Data Productivity Cloud architecture
This document provides a detailed explanation of the architecture behind the Data Productivity Cloud, focusing on key components such as Designer, scheduling, agent gateway, Git and the API gateway. Most importantly, we will illustrate how these services interact with Matillion-hosted agents and Customer-hosted agents that typically define Full SaaS and Hybrid SaaS deployments, respectively.
Full SaaS architecture
In Full SaaS deployments, Matillion will host the required agent and project metadata. This will call out to data warehouses and source services in the customer cloud.
Hybrid SaaS architecture
In Hybrid SaaS deployments, the agent is hosted in the customer's cloud (Amazon Web Services or Microsoft Azure) and can connect to services such as sources and data warehouses from there.
Detailed Architecture diagram
In the Data Productivity Cloud, users have the option to choose between two deployment models: the Full SaaS model and the Hybrid SaaS model, each offering distinct setups for agent deployment and workflow execution.

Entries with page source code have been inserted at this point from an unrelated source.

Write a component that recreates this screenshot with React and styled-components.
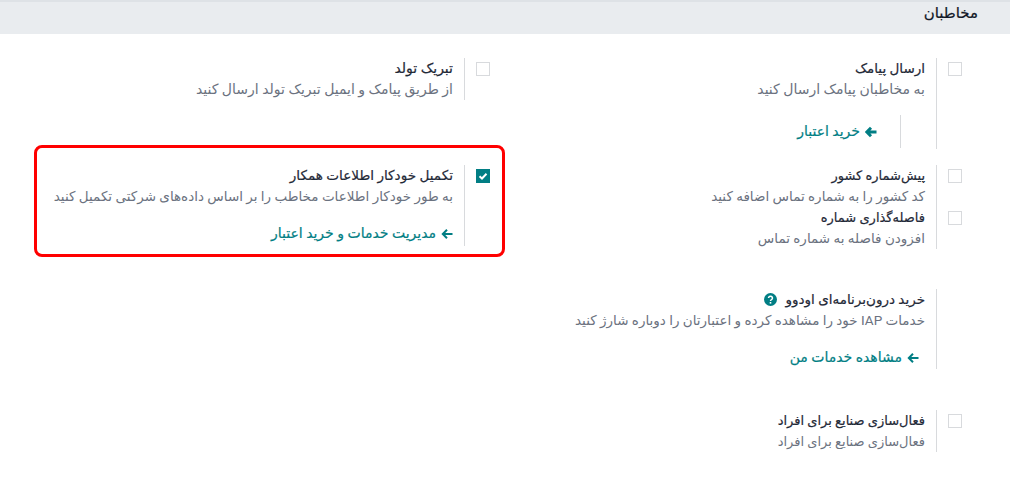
import styled, { createGlobalStyle } from "styled-components";

const Global = createGlobalStyle`
  html, body { margin: 0; padding: 0; background: #fff; }
  body { font-family: Roboto, "DejaVu Sans", sans-serif; font-size: 14px; line-height: 21px; color: #374151; }
`;

const Page = styled.div`
  direction: rtl;
  width: 1010px;
  height: 494px;
  overflow: hidden;
`;

const Header = styled.div`
  height: 32px;
  background: #e9ecef;
  border-top: 2px solid #dee2e6;
  padding-right: 32px;
  font-size: 15px;
  -webkit-text-stroke: 0.2px #111827;
  line-height: 23px;
  color: #111827;
`;

const Grid = styled.div`
  display: grid;
  grid-template-columns: 472px 472px;
  padding: 24px 40px 0 0;
  justify-content: start;
`;

const Column = styled.div`
  display: flex;
  flex-direction: column;
`;

const Setting = styled.div`
  position: relative;
  display: flex;
  margin-top: ${(p) => p.$top || 0}px;
`;

const CheckCell = styled.div`
  width: 33px;
  flex: none;
  padding: 4px 8px 0 0;
  box-sizing: border-box;
`;

const Box = styled.div`
  width: 14px;
  height: 14px;
  box-sizing: border-box;
  border: 1px solid ${(p) => (p.$checked ? "#017e84" : "#d8dadd")};
  background: ${(p) => (p.$checked ? "#017e84" : "#fff")};
  display: flex;
  align-items: center;
  justify-content: center;
`;

const Body = styled.div`
  border-right: 1px solid #d8dadd;
  padding-right: 11px;
  flex: 1;
  min-height: ${(p) => p.$min || 0}px;
`;

const Title = styled.div`
  color: #1f2937;
  -webkit-text-stroke: 0.2px #1f2937;
  font-size: ${(p) => p.$size || 14}px;
  display: flex;
  align-items: center;
  gap: 9px;
`;

const Desc = styled.div`
  color: #6b7280;
  font-size: ${(p) => p.$size || 14}px;
`;

const LinkRow = styled.div`
  margin-top: 16px;
  color: #017e84;
  -webkit-text-stroke: 0.2px #017e84;
  display: flex;
  align-items: center;
  gap: 5px;
  padding-right: ${(p) => p.$pad || 0}px;
`;

const Stub = styled.div`
  margin: 15px 24px 0 0;
  width: 115px;
  border-right: 1px solid #d8dadd;
  padding: 6px 23px 6px 0;
  color: #017e84;
  -webkit-text-stroke: 0.2px #017e84;
  display: flex;
  align-items: center;
  gap: 5px;
  white-space: nowrap;
`;

const Highlight = styled.div`
  position: absolute;
  top: -20px;
  bottom: -11px;
  right: -7px;
  width: 471px;
  border: 3px solid #f00;
  border-radius: 8px;
  pointer-events: none;
  box-sizing: border-box;
`;

const Arrow = ({ size = 12, weight = 2 }) => (
  <svg width={size} height={size} viewBox="0 0 12 12" fill="none" stroke="#017e84" strokeWidth={weight}>
    <path d="M11.5 6H2M6 1.8 1.8 6 6 10.2" />
  </svg>
);

const Check = () => (
  <svg width="10" height="10" viewBox="0 0 10 10" fill="none" stroke="#fff" strokeWidth="2">
    <path d="M1.5 5.2 4 7.5 8.5 2.8" />
  </svg>
);

const Help = () => (
  <svg width="13" height="13" viewBox="0 0 13 13">
    <circle cx="6.5" cy="6.5" r="6.5" fill="#017e84" />
    <path d="M4.5 5a2 1.8 0 1 1 3 1.6c-.7.4-1 .7-1 1.3" fill="none" stroke="#fff" strokeWidth="1.5" />
    <rect x="5.7" y="9" width="1.6" height="1.6" fill="#fff" />
  </svg>
);

function App() {
  return (
    <Page>
      <Global />
      <Header>مخاطبان</Header>
      <Grid>
        <Column>
          <Setting>
            <CheckCell><Box /></CheckCell>
            <Body $min={91}>
              <Title $size={13.5}>ارسال پیامک</Title>
              <Desc>به مخاطبان پیامک ارسال کنید</Desc>
              <Stub><Arrow weight={3} />خرید اعتبار</Stub>
            </Body>
          </Setting>
          <Setting $top={16}>
            <CheckCell><Box /></CheckCell>
            <Body>
              <Title $size={13}>پیش‌شماره کشور</Title>
              <Desc $size={13.5}>کد کشور را به شماره تماس اضافه کنید</Desc>
            </Body>
          </Setting>
          <Setting>
            <CheckCell><Box /></CheckCell>
            <Body>
              <Title $size={13}>فاصله‌گذاری شماره</Title>
              <Desc $size={13.5}>افزودن فاصله به شماره تماس</Desc>
            </Body>
          </Setting>
          <Setting $top={40}>
            <CheckCell />
            <Body $min={80}>
              <Title $size={13.5}>خرید درون‌برنامه‌ای اودوو <Help /></Title>
              <Desc $size={13.5}>خدمات IAP خود را مشاهده کرده و اعتبارتان را دوباره شارژ کنید</Desc>
              <LinkRow $pad={6}><Arrow />مشاهده خدمات من</LinkRow>
            </Body>
          </Setting>
          <Setting $top={41}>
            <CheckCell><Box /></CheckCell>
            <Body>
              <Title $size={13}>فعال‌سازی صنایع برای افراد</Title>
              <Desc $size={13}>فعال‌سازی صنایع برای افراد</Desc>
            </Body>
          </Setting>
        </Column>
        <Column>
          <Setting>
            <CheckCell><Box /></CheckCell>
            <Body>
              <Title>تبریک تولد</Title>
              <Desc>از طریق پیامک و ایمیل تبریک تولد ارسال کنید</Desc>
            </Body>
          </Setting>
          <Setting $top={65}>
            <Highlight />
            <CheckCell><Box $checked><Check /></Box></CheckCell>
            <Body $min={81}>
              <Title $size={13.6}>تکمیل خودکار اطلاعات همکار</Title>
              <Desc $size={13.5}>به طور خودکار اطلاعات مخاطب را بر اساس داده‌های شرکتی تکمیل کنید</Desc>
              <LinkRow><Arrow />مدیریت خدمات و خرید اعتبار</LinkRow>
            </Body>
          </Setting>
        </Column>
      </Grid>
    </Page>
  );
}

export default App;
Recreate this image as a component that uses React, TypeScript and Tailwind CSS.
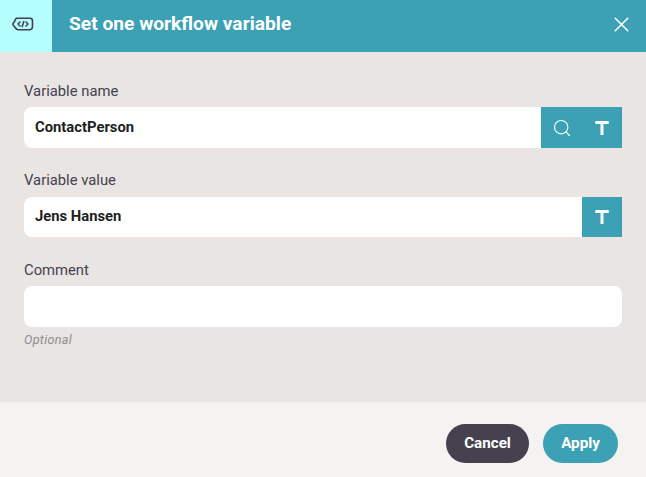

In the Full SaaS model, Matillion provides and manages the hosted agent, alleviating users from concerns related to deployment, upgrades, and monitoring. The Matillion hosted agent directly interfaces with the Hub and Matillion hosted vault, so secrets can be defined directly from within your project.
In the Hybrid SaaS model, users have more control over their infrastructure as they deploy and manage their own agent within their cloud environment. They must also manage their own secret vault and secrets on their chosen cloud platform.
Data Productivity cloud is built on top of Git. Git offers a range of features, including version control, collaboration, branching and merging capabilities, and a distributed system architecture. Additionally, users can integrate their own Git repository with the Designer for version control and collaboration on pipelines.
In the Data Productivity Cloud, Git seamlessly operates without users needing to install or maintain local copies of the application code. Instead, all Git interactions are supported natively in the Designer application. Read our GitHub app overview.
Workflow expanded
Referring to the architecture diagram above, the following notes can be made on the high-level workflow used by the Designer and its task execution in the Data Productivity Cloud:
Authentication and secret management
- Users authenticate themselves through the Hub to access the Data Productivity Cloud.
- Secrets, including API keys and other credentials, are managed securely. This ensures that only authorized users can access sensitive data.
Pipeline design and management
- Users design and configure data pipelines using the Designer.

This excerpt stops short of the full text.